(Dataset extract)

--*--

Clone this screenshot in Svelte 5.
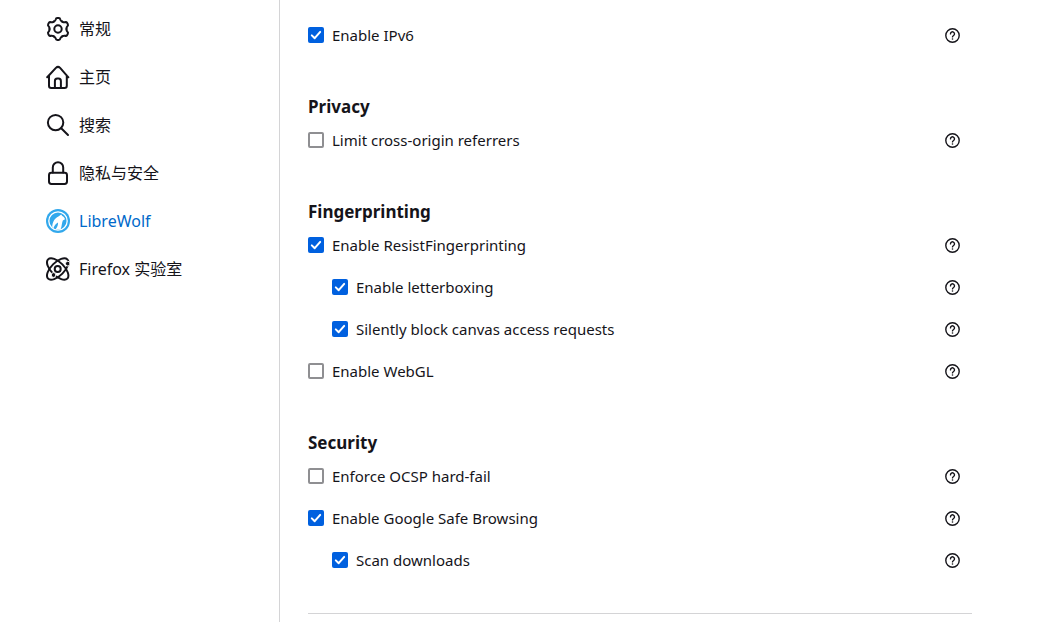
<script>
  const nav = [
    { icon: 'gear', label: '常规' },
    { icon: 'home', label: '主页' },
    { icon: 'search', label: '搜索' },
    { icon: 'lock', label: '隐私与安全' },
    { icon: 'wolf', label: 'LibreWolf', active: true },
    { icon: 'atom', label: 'Firefox 实验室' },
  ];

  const groups = [
    { title: '', rows: [{ id: 'ipv6', label: 'Enable IPv6', on: true }] },
    { title: 'Privacy', rows: [{ id: 'referrers', label: 'Limit cross-origin referrers', on: false }] },
    {
      title: 'Fingerprinting',
      rows: [
        { id: 'rfp', label: 'Enable ResistFingerprinting', on: true },
        { id: 'letterboxing', label: 'Enable letterboxing', on: true, sub: true },
        { id: 'canvas', label: 'Silently block canvas access requests', on: true, sub: true },
        { id: 'webgl', label: 'Enable WebGL', on: false },
      ],
    },
    {
      title: 'Security',
      rows: [
        { id: 'ocsp', label: 'Enforce OCSP hard-fail', on: false },
        { id: 'safebrowsing', label: 'Enable Google Safe Browsing', on: true },
        { id: 'downloads', label: 'Scan downloads', on: true, sub: true },
      ],
    },
  ];
</script>

<div class="page">
  <nav>
    {#each nav as item}
      <a href="#{item.icon}" class:active={item.active}>
        <svg viewBox="0 0 24 24" aria-hidden="true">
          {#if item.icon === 'gear'}
            {#each [0, 60, 120, 180, 240, 300] as angle}
              <path
                transform="rotate({angle} 12 12)"
                d="M7.75 4.64C8.7 4.1 9.2 4 9.6 2.7Q10 1.1 11.2 1.1H12.8Q14 1.1 14.4 2.7C14.8 4 15.3 4.1 16.25 4.64"
              />
            {/each}
            <circle cx="12" cy="12" r="3.7" />
          {:else if item.icon === 'home'}
            <path d="M1.2 12.3 9.9 2.9Q12 .9 14.1 2.9L22.4 12.3M3 10.6V20.8Q3 23 5.2 23H18.6Q20.8 23 20.8 20.8V10.6M8.9 22.8V16.2Q8.9 13.6 11.2 13.6H12.6Q14.9 13.6 14.9 16.2V22.8" />
          {:else if item.icon === 'search'}
            <circle cx="9.6" cy="9.6" r="7.7" />
            <path d="M15.2 15.2 22 22" />
          {:else if item.icon === 'lock'}
            <rect x="3" y="11.8" width="18" height="11.2" rx="2.4" />
            <path d="M6.8 11.6V6.4A5.2 5.2 0 0 1 17.2 6.4V11.6" />
          {:else if item.icon === 'wolf'}
            <circle cx="12" cy="12" r="12" fill="#32a8ec" stroke="none" />
            <circle cx="12" cy="12" r="9.2" fill="none" stroke="#fff" stroke-width="1.3" />
            <path
              d="M6.2 18C6.4 13.2 8.6 9.4 12.4 7.6L15.2 5.6 16.2 7C17.6 7.7 18.4 8.6 19 10.2L16.8 11.4C15.8 13.8 16 17 14.6 20.2L9.4 20.4C11.4 18 12.2 15.6 12 13.4 10 14.6 8.2 16.4 7.4 19.2Z"
              fill="#fff" stroke="none"
            />
          {:else}
            <ellipse cx="11.7" cy="12" rx="13.6" ry="6.6" transform="rotate(45 11.7 12)" />
            <ellipse cx="11.7" cy="12" rx="13.6" ry="6.6" transform="rotate(-45 11.7 12)" />
            <circle cx="11.7" cy="12" r="3" />
            <circle class="dot" cx="21.8" cy="6.6" r="2.4" />
            <circle class="dot" cx="7.6" cy="18" r="2.4" />
          {/if}
        </svg>
        <span>{item.label}</span>
      </a>
    {/each}
  </nav>

  <main>
    <div class="content">
      {#each groups as group}
        <section>
          {#if group.title}<h2>{group.title}</h2>{/if}
          {#each group.rows as row}
            <div class="row" class:sub={row.sub}>
              <input type="checkbox" id={row.id} bind:checked={row.on} />
              <label for={row.id}>{row.label}</label>
              <button type="button" aria-label="Help">
                <svg viewBox="0 0 15 15" aria-hidden="true">
                  <circle cx="7.5" cy="7.5" r="6.7" />
                  <path d="M5.5 5.9A2 2 0 1 1 8.6 7.5Q7.5 8.2 7.5 8.9" />
                  <circle class="point" cx="7.5" cy="11" r=".8" />
                </svg>
              </button>
            </div>
          {/each}
        </section>
      {/each}
      <hr />
    </div>
  </main>
</div>

<style>
  :global(body) {
    margin: 0;
    background: #fff;
  }

  .page {
    display: flex;
    min-height: 100vh;
    color: #15141a;
    font-family: 'Noto Sans', 'Noto Sans CJK SC', sans-serif;
    font-size: 15px;
  }

  nav {
    box-sizing: border-box;
    flex: 0 0 280px;
    padding: 5px 0 0 46px;
    border-right: 1px solid #d4d4d6;
  }

  nav a {
    display: flex;
    align-items: center;
    gap: 9px;
    height: 48px;
    color: inherit;
    font-size: 16px;
    line-height: 24px;
    text-decoration: none;
  }

  nav a.active {
    color: #0069ca;
  }

  svg {
    fill: none;
    stroke: currentColor;
    stroke-linecap: round;
    stroke-linejoin: round;
  }

  nav svg {
    width: 24px;
    height: 24px;
    stroke-width: 2;
  }

  .dot {
    fill: currentColor;
    stroke: #fff;
    stroke-width: 1;
  }

  .point {
    fill: currentColor;
    stroke: none;
  }

  main {
    flex: 1;
    padding: 14px 28px 0;
  }

  .content {
    max-width: 664px;
  }

  section {
    margin-bottom: 38px;
  }

  section:last-of-type {
    margin-bottom: 32px;
  }

  h2 {
    margin: 0;
    font-size: 17px;
    font-weight: 700;
    line-height: 25px;
  }

  .row {
    display: flex;
    align-items: center;
    gap: 8px;
    height: 42px;
    padding-right: 12px;
  }

  .row.sub {
    padding-left: 24px;
  }

  label {
    flex: 1;
    line-height: 24px;
  }

  input {
    box-sizing: border-box;
    flex: none;
    width: 16px;
    height: 16px;
    margin: 0;
    appearance: none;
    border: 2px solid #8f8f92;
    border-radius: 2px;
    background: #fff;
  }

  input:checked {
    border: 0;
    background: #0060df
      url("data:image/svg+xml,%3Csvg xmlns='http://www.w3.org/2000/svg' viewBox='0 0 16 16'%3E%3Cpath d='M3.8 8.4 6.7 11.2 12.2 4.9' fill='none' stroke='white' stroke-width='2' stroke-linecap='round' stroke-linejoin='round'/%3E%3C/svg%3E");
  }

  button {
    display: flex;
    padding: 0;
    border: 0;
    background: none;
    color: inherit;
  }

  button svg {
    width: 15px;
    height: 15px;
    stroke-width: 1.4;
  }

  hr {
    margin: 0;
    border: 0;
    border-top: 1px solid #d4d4d6;
  }
</style>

--*--

(What to work on)
Set every line down exactly as written, leaving each picture out.

(Response for this exercise)
Clone this screenshot in Svelte 5.
<script>
  const nav = [
    { icon: 'gear', label: '常规' },
    { icon: 'home', label: '主页' },
    { icon: 'search', label: '搜索' },
    { icon: 'lock', label: '隐私与安全' },
    { icon: 'wolf', label: 'LibreWolf', active: true },
    { icon: 'atom', label: 'Firefox 实验室' },
  ];

  const groups = [
    { title: '', rows: [{ id: 'ipv6', label: 'Enable IPv6', on: true }] },
    { title: 'Privacy', rows: [{ id: 'referrers', label: 'Limit cross-origin referrers', on: false }] },
    {
      title: 'Fingerprinting',
      rows: [
        { id: 'rfp', label: 'Enable ResistFingerprinting', on: true },
        { id: 'letterboxing', label: 'Enable letterboxing', on: true, sub: true },
        { id: 'canvas', label: 'Silently block canvas access requests', on: true, sub: true },
        { id: 'webgl', label: 'Enable WebGL', on: false },
      ],
    },
    {
      title: 'Security',
      rows: [
        { id: 'ocsp', label: 'Enforce OCSP hard-fail', on: false },
        { id: 'safebrowsing', label: 'Enable Google Safe Browsing', on: true },
        { id: 'downloads', label: 'Scan downloads', on: true, sub: true },
      ],
    },
  ];
</script>

<div class="page">
  <nav>
    {#each nav as item}
      <a href="#{item.icon}" class:active={item.active}>
        <svg viewBox="0 0 24 24" aria-hidden="true">
          {#if item.icon === 'gear'}
            {#each [0, 60, 120, 180, 240, 300] as angle}
              <path
                transform="rotate({angle} 12 12)"
                d="M7.75 4.64C8.7 4.1 9.2 4 9.6 2.7Q10 1.1 11.2 1.1H12.8Q14 1.1 14.4 2.7C14.8 4 15.3 4.1 16.25 4.64"
              />
            {/each}
            <circle cx="12" cy="12" r="3.7" />
          {:else if item.icon === 'home'}
            <path d="M1.2 12.3 9.9 2.9Q12 .9 14.1 2.9L22.4 12.3M3 10.6V20.8Q3 23 5.2 23H18.6Q20.8 23 20.8 20.8V10.6M8.9 22.8V16.2Q8.9 13.6 11.2 13.6H12.6Q14.9 13.6 14.9 16.2V22.8" />
          {:else if item.icon === 'search'}
            <circle cx="9.6" cy="9.6" r="7.7" />
            <path d="M15.2 15.2 22 22" />
          {:else if item.icon === 'lock'}
            <rect x="3" y="11.8" width="18" height="11.2" rx="2.4" />
            <path d="M6.8 11.6V6.4A5.2 5.2 0 0 1 17.2 6.4V11.6" />
          {:else if item.icon === 'wolf'}
            <circle cx="12" cy="12" r="12" fill="#32a8ec" stroke="none" />
            <circle cx="12" cy="12" r="9.2" fill="none" stroke="#fff" stroke-width="1.3" />
            <path
              d="M6.2 18C6.4 13.2 8.6 9.4 12.4 7.6L15.2 5.6 16.2 7C17.6 7.7 18.4 8.6 19 10.2L16.8 11.4C15.8 13.8 16 17 14.6 20.2L9.4 20.4C11.4 18 12.2 15.6 12 13.4 10 14.6 8.2 16.4 7.4 19.2Z"
              fill="#fff" stroke="none"
            />
          {:else}
            <ellipse cx="11.7" cy="12" rx="13.6" ry="6.6" transform="rotate(45 11.7 12)" />
            <ellipse cx="11.7" cy="12" rx="13.6" ry="6.6" transform="rotate(-45 11.7 12)" />
            <circle cx="11.7" cy="12" r="3" />
            <circle class="dot" cx="21.8" cy="6.6" r="2.4" />
            <circle class="dot" cx="7.6" cy="18" r="2.4" />
          {/if}
        </svg>
        <span>{item.label}</span>
      </a>
    {/each}
  </nav>

  <main>
    <div class="content">
      {#each groups as group}
        <section>
          {#if group.title}<h2>{group.title}</h2>{/if}
          {#each group.rows as row}
            <div class="row" class:sub={row.sub}>
              <input type="checkbox" id={row.id} bind:checked={row.on} />
              <label for={row.id}>{row.label}</label>
              <button type="button" aria-label="Help">
                <svg viewBox="0 0 15 15" aria-hidden="true">
                  <circle cx="7.5" cy="7.5" r="6.7" />
                  <path d="M5.5 5.9A2 2 0 1 1 8.6 7.5Q7.5 8.2 7.5 8.9" />
                  <circle class="point" cx="7.5" cy="11" r=".8" />
                </svg>
              </button>
            </div>
          {/each}
        </section>
      {/each}
      <hr />
    </div>
  </main>
</div>

<style>
  :global(body) {
    margin: 0;
    background: #fff;
  }

  .page {
    display: flex;
    min-height: 100vh;
    color: #15141a;
    font-family: 'Noto Sans', 'Noto Sans CJK SC', sans-serif;
    font-size: 15px;
  }

  nav {
    box-sizing: border-box;
    flex: 0 0 280px;
    padding: 5px 0 0 46px;
    border-right: 1px solid #d4d4d6;
  }

  nav a {
    display: flex;
    align-items: center;
    gap: 9px;
    height: 48px;
    color: inherit;
    font-size: 16px;
    line-height: 24px;
    text-decoration: none;
  }

  nav a.active {
    color: #0069ca;
  }

  svg {
    fill: none;
    stroke: currentColor;
    stroke-linecap: round;
    stroke-linejoin: round;
  }

  nav svg {
    width: 24px;
    height: 24px;
    stroke-width: 2;
  }

  .dot {
    fill: currentColor;
    stroke: #fff;
    stroke-width: 1;
  }

  .point {
    fill: currentColor;
    stroke: none;
  }

  main {
    flex: 1;
    padding: 14px 28px 0;
  }

  .content {
    max-width: 664px;
  }

  section {
    margin-bottom: 38px;
  }

  section:last-of-type {
    margin-bottom: 32px;
  }

  h2 {
    margin: 0;
    font-size: 17px;
    font-weight: 700;
    line-height: 25px;
  }

  .row {
    display: flex;
    align-items: center;
    gap: 8px;
    height: 42px;
    padding-right: 12px;
  }

  .row.sub {
    padding-left: 24px;
  }

  label {
    flex: 1;
    line-height: 24px;
  }

  input {
    box-sizing: border-box;
    flex: none;
    width: 16px;
    height: 16px;
    margin: 0;
    appearance: none;
    border: 2px solid #8f8f92;
    border-radius: 2px;
    background: #fff;
  }

  input:checked {
    border: 0;
    background: #0060df
      url("data:image/svg+xml,%3Csvg xmlns='http://www.w3.org/2000/svg' viewBox='0 0 16 16'%3E%3Cpath d='M3.8 8.4 6.7 11.2 12.2 4.9' fill='none' stroke='white' stroke-width='2' stroke-linecap='round' stroke-linejoin='round'/%3E%3C/svg%3E");
  }

  button {
    display: flex;
    padding: 0;
    border: 0;
    background: none;
    color: inherit;
  }

  button svg {
    width: 15px;
    height: 15px;
    stroke-width: 1.4;
  }

  hr {
    margin: 0;
    border: 0;
    border-top: 1px solid #d4d4d6;
  }
</style>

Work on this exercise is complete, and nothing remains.